David homme de Dieu, c’est le contraire de toute assurance humaine orgueilleuse, voilà ce que nous rappelle ce pèlerinage de David quittant Jérusalem sur l’itinéraire inversé de celui par lequel Jésus inaugurera la semaine sainte. David figure du Messie, l’Église corps du Christ, l’un comme l’autre porteurs par moments de cette parole de Dieu cherchant à révéler la façon dont il est présent dans le monde. Ce n’est pas en conquérant triomphant que David annonce le mieux la volonté de Dieu, ce n’est pas en menaçant de détruire le village des samaritains qui ne les a pas reçus que les disciples vont annoncer l’évangile, ce n’est pas lorsqu’elle a réussi à conquérir des territoires et des foules, souvent à la pointe de l’épée et à l’aide des bûchers, ce n’est pas lorsqu’elle a couvert des continents entiers de cathédrales orgueilleuses que l’Église de Jésus Christ a le mieux su proposer quelle était la volonté de Dieu pour le monde !

 

« Je suis doux et humble de cœur » affirme Jésus pour révéler l’Évangile. Le secret qu’il est venu apporter pour guérir notre humanité, c’est celui de l’humilité de Dieu.
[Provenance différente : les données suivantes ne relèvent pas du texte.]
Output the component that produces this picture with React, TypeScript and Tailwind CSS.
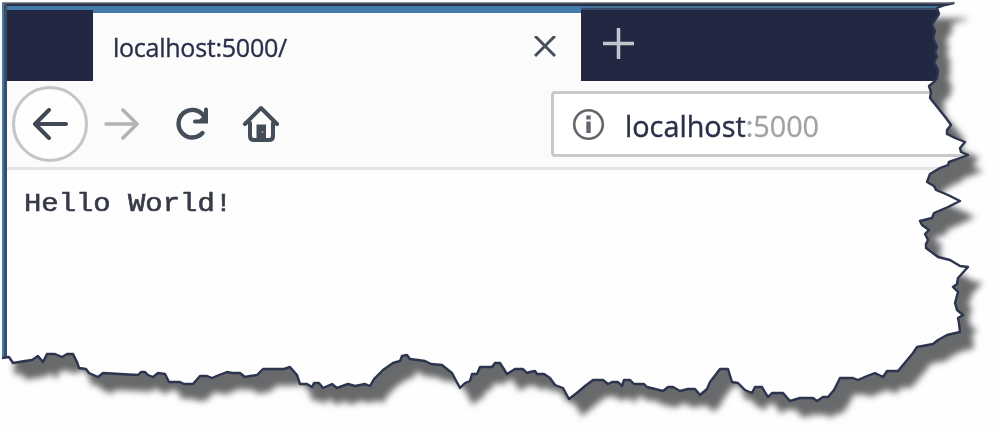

Tout l’inverse de ce qui fait nos quotidiens caractérisés par la lutte, la concurrence, la réussite, le triomphe du plus apte comme l’a découvert Darwin dans la nature et comme on ne cesse d’en présenter le modèle à chaque nouvelle génération : allez, gagnez, dominez, écrasez s’il le faut, soyez les meilleurs, réussissez !

 

Il me semble à moi – mais il se peut que je me trompe – que l’Évangile de Jésus dit autre chose, à propos d’une joue gauche qu’il faudrait présenter à celui qui nous aurait frappé sur la joue droite, à propos de la colère, de la vengeance, des soucis, à propos des autres qu’il faudrait considérer comme étant supérieurs à nous-mêmes, à propos de l’argent dont il convient de ne pas être les esclaves, et de tant d’autres choses que nous savons bien, car nous sommes des lecteurs d’évangile !

 

Et si c’était là le vrai secret de la crise que connaît l’humanité depuis si longtemps et aujourd’hui peut-être plus que jamais ? Si c’était là le message que Dieu essaie de nous faire passer, la vraie bonne nouvelle libératrice que nous, les chrétiens, les églises avons toujours plus ou moins tenté d’éviter ? En occident en tout cas, l’église chrétienne, dès qu’elle a cessé d’être persécutée par le pouvoir, a pris à son tour le pouvoir, affectant de croire que tout le monde était devenu chrétien de son plein gré ce qui a contribué à voiler le caractère radical de bien des passages de l’évangile et à faire du christianisme une religion comme les autres.

 

Je n’ai pas de mission spéciale, je ne pense pas être chargé de lancer une nouvelle croisade, mais ce David sortant humblement de Jérusalem sans résister à son fils révolté sur le même itinéraire que celui de Jésus lors de la semaine sainte me rappelle, à l’orée de ce temps de Carême, que je suis remis en question avec ma prétendue foi que je vis si mal, que je ne sais pas assez me démarquer des valeurs dominantes de cette société et que, ainsi que le reprochait le prophète Elie au peuple d’Israël sur le mont Carmel, j’ai moi aussi tendance à « clocher des deux côtés ; si c’est l’Éternel qui est Dieu, ralliez-vous à lui, si c’est Baal, ralliez-vous à lui ! »

 

Il est manifeste que c’est le dieu Baal qui domine tout aujourd’hui. Si seulement nous pouvions trouver en ce temps où nous approchons de Pâques, les moyens de nous rallier au Dieu humble de Jésus pour le proposer comme salut pour un monde qui va mal…

 

Que Dieu veuille bien nous déclarer aptes à ce service, même si ça a l’air de vouloir remonter le Rhône à la nage, croyons à sa présence humble et discrète à nos côtés et sachons qu’au bout de la croix, il y a la promesse de la résurrection.